- _WHAT IS EXPECTED_:
Take from the listing each line that has the string "React".

-- start of COLLECTED MATERIAL --

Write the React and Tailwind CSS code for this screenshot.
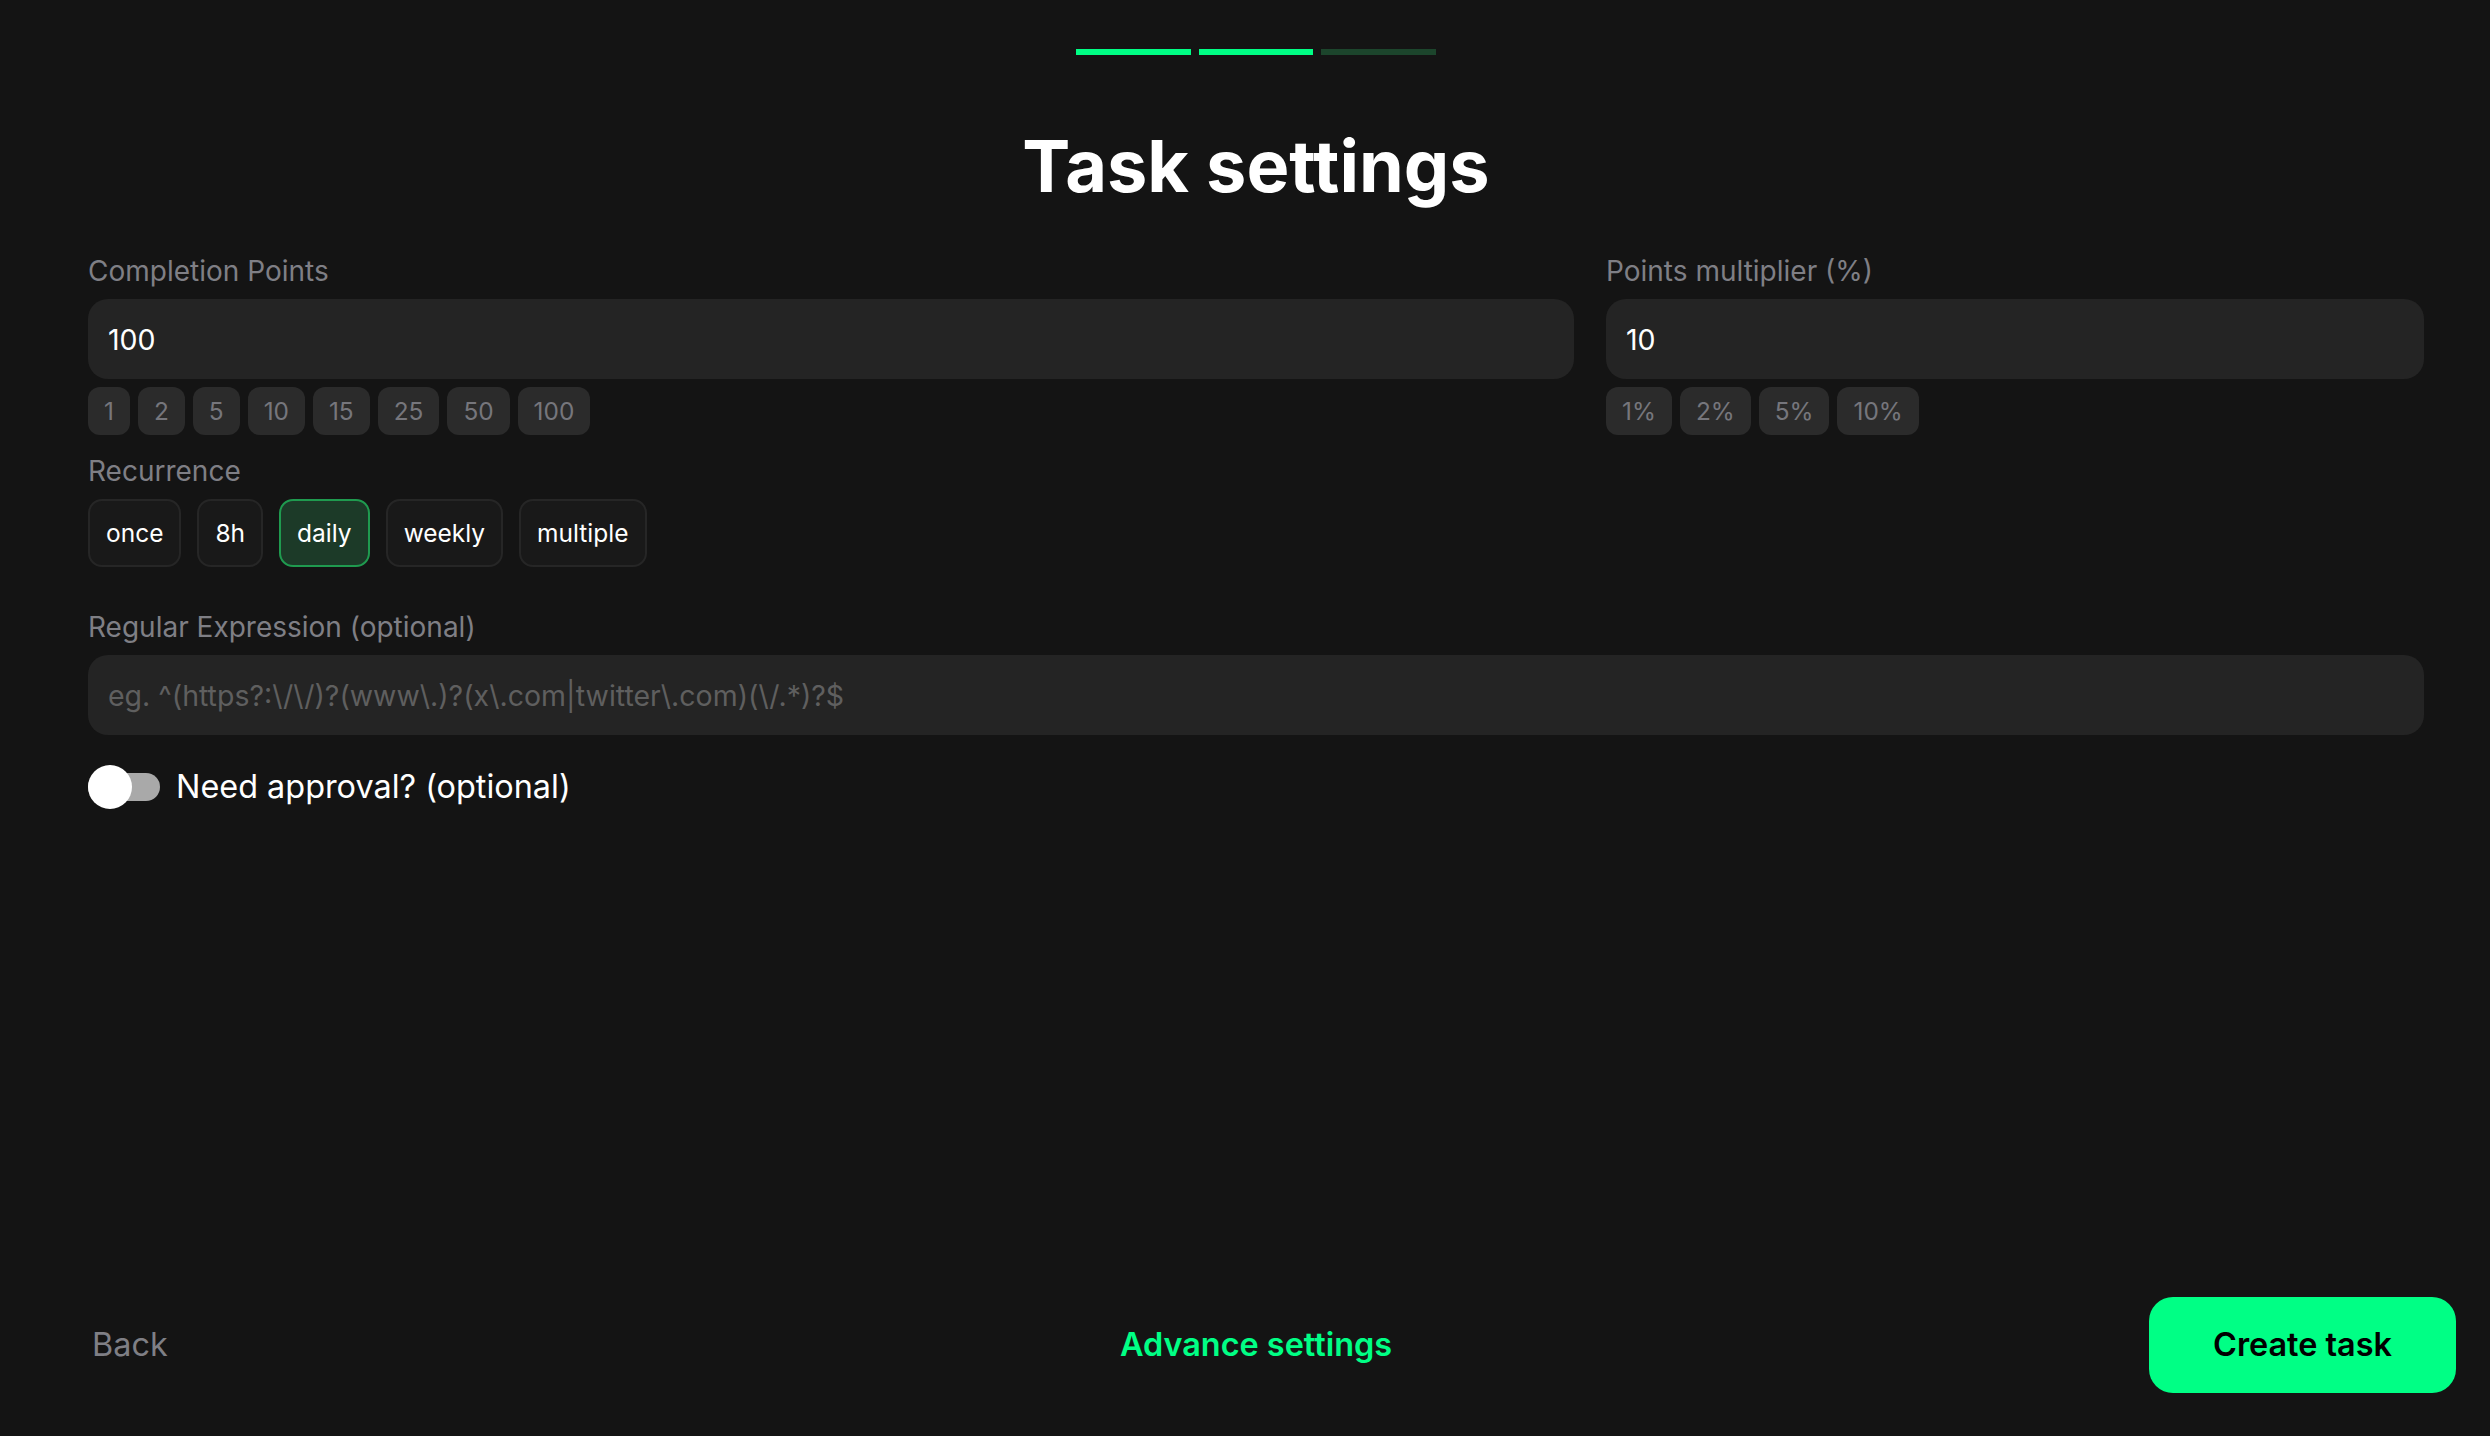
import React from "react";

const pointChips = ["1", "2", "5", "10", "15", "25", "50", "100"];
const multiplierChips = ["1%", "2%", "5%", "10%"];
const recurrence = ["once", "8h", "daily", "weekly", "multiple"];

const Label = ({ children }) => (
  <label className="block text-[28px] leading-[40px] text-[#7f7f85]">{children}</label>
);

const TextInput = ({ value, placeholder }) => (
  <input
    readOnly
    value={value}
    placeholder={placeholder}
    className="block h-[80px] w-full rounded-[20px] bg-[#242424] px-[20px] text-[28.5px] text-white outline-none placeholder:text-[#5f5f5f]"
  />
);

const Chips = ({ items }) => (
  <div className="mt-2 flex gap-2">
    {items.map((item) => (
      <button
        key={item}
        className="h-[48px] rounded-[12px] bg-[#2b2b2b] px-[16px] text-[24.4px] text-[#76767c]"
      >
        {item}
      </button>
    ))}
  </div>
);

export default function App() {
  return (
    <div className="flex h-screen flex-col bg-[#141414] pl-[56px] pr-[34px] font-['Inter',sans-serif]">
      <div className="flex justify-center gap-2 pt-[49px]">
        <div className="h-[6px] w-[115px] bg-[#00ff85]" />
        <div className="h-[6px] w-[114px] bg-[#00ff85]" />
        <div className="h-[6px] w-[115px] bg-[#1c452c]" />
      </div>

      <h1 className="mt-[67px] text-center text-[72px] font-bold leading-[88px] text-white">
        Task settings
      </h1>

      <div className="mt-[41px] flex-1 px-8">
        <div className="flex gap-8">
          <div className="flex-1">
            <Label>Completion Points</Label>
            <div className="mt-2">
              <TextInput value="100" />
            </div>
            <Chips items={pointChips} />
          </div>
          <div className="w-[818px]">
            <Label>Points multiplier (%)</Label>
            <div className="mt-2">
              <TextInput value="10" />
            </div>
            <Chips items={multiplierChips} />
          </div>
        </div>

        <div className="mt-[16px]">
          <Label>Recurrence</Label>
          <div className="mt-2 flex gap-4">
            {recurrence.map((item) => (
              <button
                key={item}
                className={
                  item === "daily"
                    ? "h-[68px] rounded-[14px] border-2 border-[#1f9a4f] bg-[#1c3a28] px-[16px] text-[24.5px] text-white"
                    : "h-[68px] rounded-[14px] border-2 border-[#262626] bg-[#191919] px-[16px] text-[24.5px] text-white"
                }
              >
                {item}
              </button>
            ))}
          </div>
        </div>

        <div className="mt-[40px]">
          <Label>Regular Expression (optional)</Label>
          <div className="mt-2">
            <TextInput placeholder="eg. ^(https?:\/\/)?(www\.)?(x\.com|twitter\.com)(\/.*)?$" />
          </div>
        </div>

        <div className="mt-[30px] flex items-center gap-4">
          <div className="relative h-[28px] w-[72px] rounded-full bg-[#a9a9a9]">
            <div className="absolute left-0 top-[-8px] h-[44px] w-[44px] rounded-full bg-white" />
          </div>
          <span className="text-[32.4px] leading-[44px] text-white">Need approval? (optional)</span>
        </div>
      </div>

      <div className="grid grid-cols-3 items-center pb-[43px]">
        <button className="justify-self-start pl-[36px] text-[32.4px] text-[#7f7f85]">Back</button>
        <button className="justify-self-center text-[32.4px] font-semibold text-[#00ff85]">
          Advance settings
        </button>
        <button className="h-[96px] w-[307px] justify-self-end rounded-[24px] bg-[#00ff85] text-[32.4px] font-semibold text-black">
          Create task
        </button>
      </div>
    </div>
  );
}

-- end of COLLECTED MATERIAL --

- _EXERCISE OUTPUT_:
Write the React and Tailwind CSS code for this screenshot.
import React from "react";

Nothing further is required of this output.